Set exercise: Return the listing word for word, as given.

Source data:
-- -- --
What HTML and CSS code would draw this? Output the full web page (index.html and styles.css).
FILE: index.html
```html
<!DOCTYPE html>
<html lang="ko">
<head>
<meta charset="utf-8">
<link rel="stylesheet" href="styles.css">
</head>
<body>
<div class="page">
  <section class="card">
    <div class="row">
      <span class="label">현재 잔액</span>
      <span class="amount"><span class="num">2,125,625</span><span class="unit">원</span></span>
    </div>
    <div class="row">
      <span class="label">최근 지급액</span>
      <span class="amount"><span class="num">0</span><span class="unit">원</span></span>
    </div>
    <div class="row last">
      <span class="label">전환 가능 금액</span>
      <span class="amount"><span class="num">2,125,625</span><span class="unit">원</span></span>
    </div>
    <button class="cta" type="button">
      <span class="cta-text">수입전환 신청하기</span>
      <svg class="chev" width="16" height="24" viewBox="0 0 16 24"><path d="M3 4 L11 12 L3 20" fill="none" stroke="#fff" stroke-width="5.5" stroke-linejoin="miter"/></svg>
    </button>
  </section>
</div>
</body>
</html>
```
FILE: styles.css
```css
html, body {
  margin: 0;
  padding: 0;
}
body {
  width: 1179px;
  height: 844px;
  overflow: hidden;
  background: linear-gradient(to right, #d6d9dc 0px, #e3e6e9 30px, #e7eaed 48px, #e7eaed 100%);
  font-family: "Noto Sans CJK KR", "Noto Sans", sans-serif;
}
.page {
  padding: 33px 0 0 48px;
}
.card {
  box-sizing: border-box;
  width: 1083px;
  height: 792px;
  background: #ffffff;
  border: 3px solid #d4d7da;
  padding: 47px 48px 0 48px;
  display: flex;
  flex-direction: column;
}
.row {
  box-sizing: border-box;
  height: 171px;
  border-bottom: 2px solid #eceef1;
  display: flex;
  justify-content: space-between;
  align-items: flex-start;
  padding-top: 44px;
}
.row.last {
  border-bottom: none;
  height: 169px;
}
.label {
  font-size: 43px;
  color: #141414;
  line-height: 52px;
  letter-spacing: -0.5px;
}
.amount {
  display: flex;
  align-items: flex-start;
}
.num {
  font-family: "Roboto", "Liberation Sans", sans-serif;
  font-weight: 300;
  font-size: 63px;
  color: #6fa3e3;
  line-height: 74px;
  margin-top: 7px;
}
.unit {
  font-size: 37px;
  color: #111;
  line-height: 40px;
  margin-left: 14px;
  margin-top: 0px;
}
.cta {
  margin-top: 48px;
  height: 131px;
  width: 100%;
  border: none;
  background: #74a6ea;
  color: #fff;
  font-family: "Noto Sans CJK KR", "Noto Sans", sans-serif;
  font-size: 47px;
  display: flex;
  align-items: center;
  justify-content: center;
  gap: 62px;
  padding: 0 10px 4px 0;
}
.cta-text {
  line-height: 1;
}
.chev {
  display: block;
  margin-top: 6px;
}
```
-- -- --
Answer to the task:
What HTML and CSS code would draw this? Output the full web page (index.html and styles.css).
FILE: index.html
```html
<!DOCTYPE html>
<html lang="ko">
<head>
<meta charset="utf-8">
<link rel="stylesheet" href="styles.css">
</head>
<body>
<div class="page">
  <section class="card">
    <div class="row">
      <span class="label">현재 잔액</span>
      <span class="amount"><span class="num">2,125,625</span><span class="unit">원</span></span>
    </div>
    <div class="row">
      <span class="label">최근 지급액</span>
      <span class="amount"><span class="num">0</span><span class="unit">원</span></span>
    </div>
    <div class="row last">
      <span class="label">전환 가능 금액</span>
      <span class="amount"><span class="num">2,125,625</span><span class="unit">원</span></span>
    </div>
    <button class="cta" type="button">
      <span class="cta-text">수입전환 신청하기</span>
      <svg class="chev" width="16" height="24" viewBox="0 0 16 24"><path d="M3 4 L11 12 L3 20" fill="none" stroke="#fff" stroke-width="5.5" stroke-linejoin="miter"/></svg>
    </button>
  </section>
</div>
</body>
</html>
```
FILE: styles.css
```css
html, body {
  margin: 0;
  padding: 0;
}
body {
  width: 1179px;
  height: 844px;
  overflow: hidden;
  background: linear-gradient(to right, #d6d9dc 0px, #e3e6e9 30px, #e7eaed 48px, #e7eaed 100%);
  font-family: "Noto Sans CJK KR", "Noto Sans", sans-serif;
}
.page {
  padding: 33px 0 0 48px;
}
.card {
  box-sizing: border-box;
  width: 1083px;
  height: 792px;
  background: #ffffff;
  border: 3px solid #d4d7da;
  padding: 47px 48px 0 48px;
  display: flex;
  flex-direction: column;
}
.row {
  box-sizing: border-box;
  height: 171px;
  border-bottom: 2px solid #eceef1;
  display: flex;
  justify-content: space-between;
  align-items: flex-start;
  padding-top: 44px;
}
.row.last {
  border-bottom: none;
  height: 169px;
}
.label {
  font-size: 43px;
  color: #141414;
  line-height: 52px;
  letter-spacing: -0.5px;
}
.amount {
  display: flex;
  align-items: flex-start;
}
.num {
  font-family: "Roboto", "Liberation Sans", sans-serif;
  font-weight: 300;
  font-size: 63px;
  color: #6fa3e3;
  line-height: 74px;
  margin-top: 7px;
}
.unit {
  font-size: 37px;
  color: #111;
  line-height: 40px;
  margin-left: 14px;
  margin-top: 0px;
}
.cta {
  margin-top: 48px;
  height: 131px;
  width: 100%;
  border: none;
  background: #74a6ea;
  color: #fff;
  font-family: "Noto Sans CJK KR", "Noto Sans", sans-serif;
  font-size: 47px;
  display: flex;
  align-items: center;
  justify-content: center;
  gap: 62px;
  padding: 0 10px 4px 0;
}
.cta-text {
  line-height: 1;
}
.chev {
  display: block;
  margin-top: 6px;
}
```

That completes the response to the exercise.